A federal appeals court recently ruled against a former Publix truck driver, ending a racial discrimination lawsuit.
Earlier this month, a federal appeals panel ruled against a former truck driver trainee for Publix Super Markets after it “determined he was fired for lying about a minor crash near a dock and not because of his race.” The recent ruling by a panel for the 11th Circuit Court of Appeals was in line with an Alabama federal district court’s decision to dismiss a case between Publix and Pape Tamba, a former truck driver trainee.
Tamba, an African American, filed a lawsuit against the company back in March 2018 and argued he was fired because of his race. According to his lawsuit, Tamba began working for Publix in May 2015 and was promoted to a truck driver trainee in December 2016. Three months after training he was promoted to truck driver. Then, in April 2017, he was transferred to McCalla, Alabama to work as a truck driver. According to the suit, a dispatch superintendent allegedly “mocked Tamba for his accent and repeatedly asked him where he is from.”
Additionally, “other management staff treated Tamba similarly,” the suit alleged. On top of that, “one management questioned how Tamba became a trucker, stating it takes 10 years to be promoted to a trucker under Publix’s career path,” according to the suit. Not long after being transferred, Tamba was “demoted from truck driver to truck driver trainee.” As a result, his wage was cut from $21.85 per hour to $19.80 per hour. When he asked questions about the pay cut, Publix further cut his pay to $16.79 per hour.
The cut to his pay and demotion prompted Tamba to file two discrimination complaints with the company’s HR department, but never received responses to those complaints. Then, in June 2017, Tamba was instructed to resubmit an FMLA form “which he originally submitted within the previous six months.” He was told he “would be fired if not resubmitted over an absence.” A mere three days later, he was fired for allegedly being “dishonest about reporting a workplace incident.” Tamba pushed back and argued he “properly reported the incident and took responsibility for the minor crash.” According to him, his termination was rooted in discrimination. He cited “past reviews showing extremely good performance over the last year.”
According to Publix, Tamba had “backed his tractor-trailer into a dock, which was caught on surveillance camera.” The company claimed that “Tamba shut off the engine and exited the tractor…However, he forgot to set the parking brake.” As a result, the truck “rolled into another tractor-trailer,” causing damage to both vehicles.
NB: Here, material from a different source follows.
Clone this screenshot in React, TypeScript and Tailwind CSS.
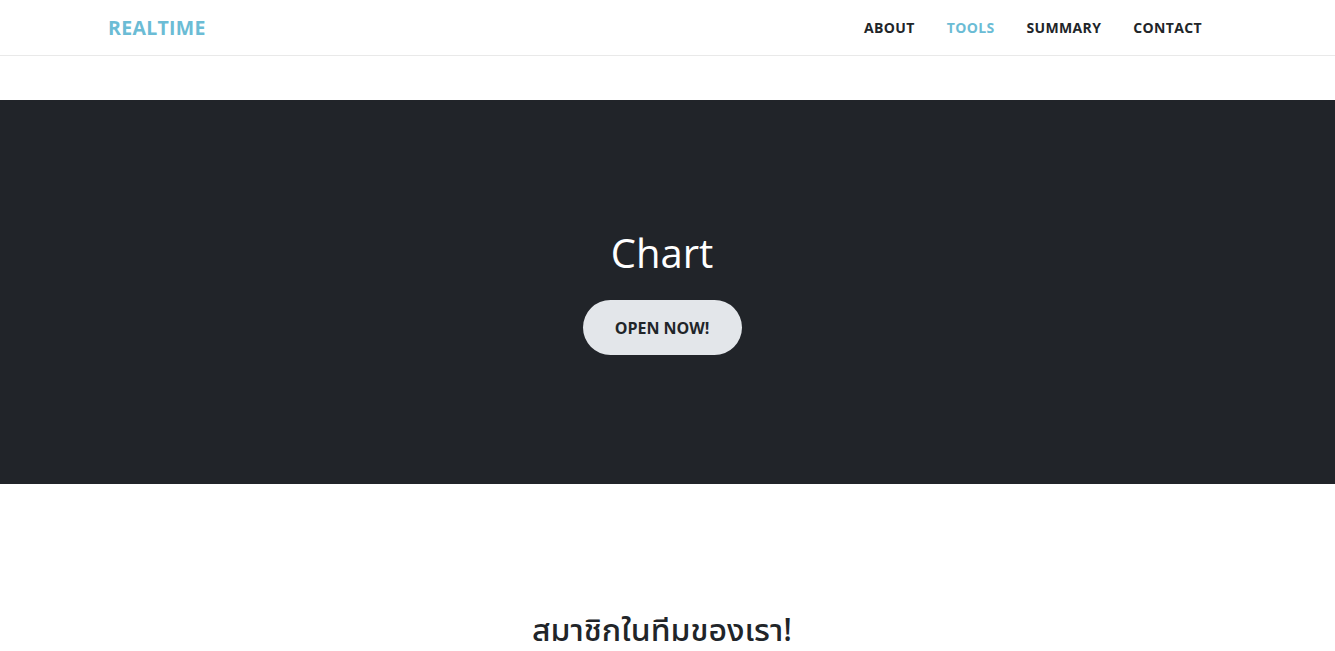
const navLinks = [
  { label: 'ABOUT', active: false },
  { label: 'TOOLS', active: true },
  { label: 'SUMMARY', active: false },
  { label: 'CONTACT', active: false },
]

const App = () => (
  <div className="min-h-screen bg-white font-['Open_Sans','Noto_Sans','Noto_Sans_Thai',sans-serif] text-[#212529]">
    <nav className="h-[56px] border-b border-[#e9e9e9] bg-white">
      <div className="ml-[108px] flex h-full w-[1110px] items-center justify-between">
        <a href="#" className="pt-px text-[19.5px] font-bold tracking-[0.3px] text-[#6bbcd5]">
          REALTIME
        </a>
        <ul className="flex items-center">
          {navLinks.map((link) => (
            <li key={link.label}>
              <a
                href="#"
                className={
                  link.active
                    ? 'block px-4 text-[14px] font-bold tracking-[0.35px] text-[#6bbcd5]'
                    : 'block px-4 text-[14px] font-bold tracking-[0.35px] text-[#212529]'
                }
              >
                {link.label}
              </a>
            </li>
          ))}
        </ul>
      </div>
    </nav>

    <section className="mt-[44px] h-[384px] bg-[#212429]">
      <div className="ml-[107px] flex h-full w-[1110px] flex-col items-center justify-center">
        <h1 className="mb-[24px] text-[40px] leading-[46px] font-normal text-white">Chart</h1>
        <a
          href="#"
          className="flex h-[55px] w-[159px] items-center justify-center rounded-full bg-[#e3e6ea] pt-px text-[16px] font-bold text-[#212529]"
        >
          OPEN NOW!
        </a>
      </div>
    </section>

    <section className="pt-[126px] pb-16">
      <div className="ml-[107px] w-[1110px] text-center">
        <h2 className="font-['Noto_Sans_Thai_UI','Noto_Sans_Thai','Open_Sans',sans-serif] text-[32px] leading-[38px] font-medium text-[#212529]">
          สมาชิกในทีมของเรา!
        </h2>
      </div>
    </section>
  </div>
)

export default App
When he concluded examining the damage, Tamba backed into the loading dock before entering the other truck and “moved it to another location in the facility.” According to the surveillance video, “forty minutes later, Tamba drove back to the other trailer that was damaged, realigned the damaged trailer and backed it into place.”
Later, Tamba submitted a report of the incident where he stated he was simply “doing a post-trip inspection when he discovered the damage.” He further stated “he may have hit something or I was hit by someone.” However, after reviewing the camera footage, “Publix determined that Tamba was dishonest about his incident report…Based on the employee handbook, dishonesty is punishable by termination.”
In the end, the district court and appeals court determined Tamba failed to offer circumstantial evidence that Publix fired him because of his race.